Brief:
In the data below, find every line that has the string "React", and copy it.

Information provided:
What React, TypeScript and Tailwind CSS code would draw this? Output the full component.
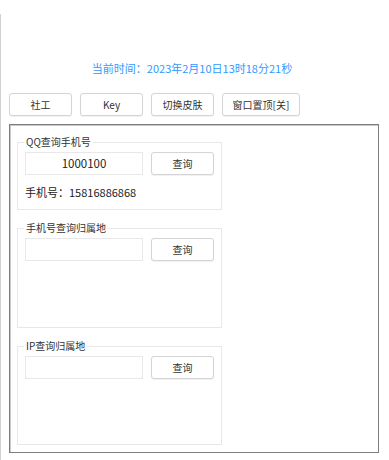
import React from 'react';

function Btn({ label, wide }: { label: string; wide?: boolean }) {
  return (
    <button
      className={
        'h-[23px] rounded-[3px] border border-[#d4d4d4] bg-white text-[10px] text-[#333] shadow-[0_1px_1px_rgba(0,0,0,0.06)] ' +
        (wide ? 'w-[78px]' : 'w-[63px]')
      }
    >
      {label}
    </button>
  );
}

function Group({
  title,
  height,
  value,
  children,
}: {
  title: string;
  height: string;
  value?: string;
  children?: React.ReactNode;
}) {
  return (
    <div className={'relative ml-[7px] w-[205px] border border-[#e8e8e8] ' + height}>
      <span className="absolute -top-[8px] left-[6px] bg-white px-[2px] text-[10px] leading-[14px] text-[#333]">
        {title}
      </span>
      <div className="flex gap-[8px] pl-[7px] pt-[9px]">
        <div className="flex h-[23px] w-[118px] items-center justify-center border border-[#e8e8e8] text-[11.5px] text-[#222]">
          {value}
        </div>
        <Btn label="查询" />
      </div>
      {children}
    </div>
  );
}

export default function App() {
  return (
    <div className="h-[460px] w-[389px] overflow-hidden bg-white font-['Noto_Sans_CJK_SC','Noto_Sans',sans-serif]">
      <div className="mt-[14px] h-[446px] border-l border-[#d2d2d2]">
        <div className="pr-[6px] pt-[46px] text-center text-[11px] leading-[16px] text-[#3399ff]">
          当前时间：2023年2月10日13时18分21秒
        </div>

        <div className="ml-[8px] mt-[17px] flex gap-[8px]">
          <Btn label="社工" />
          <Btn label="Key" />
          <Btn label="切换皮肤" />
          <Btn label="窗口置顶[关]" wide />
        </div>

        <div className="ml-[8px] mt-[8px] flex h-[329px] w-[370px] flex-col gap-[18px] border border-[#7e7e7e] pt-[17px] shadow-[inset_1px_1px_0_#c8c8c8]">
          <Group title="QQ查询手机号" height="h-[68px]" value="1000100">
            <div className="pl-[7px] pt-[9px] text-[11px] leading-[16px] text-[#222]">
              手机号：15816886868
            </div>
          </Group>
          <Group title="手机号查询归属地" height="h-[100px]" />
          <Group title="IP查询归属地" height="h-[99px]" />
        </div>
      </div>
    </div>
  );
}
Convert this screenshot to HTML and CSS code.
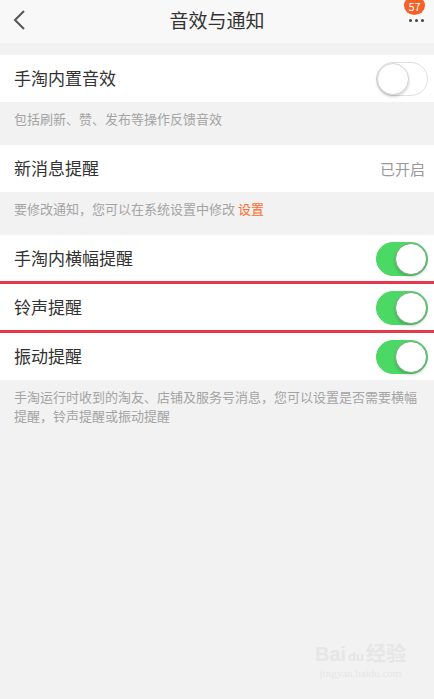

Expected output:
What React, TypeScript and Tailwind CSS code would draw this? Output the full component.
import React from 'react';
  children?: React.ReactNode;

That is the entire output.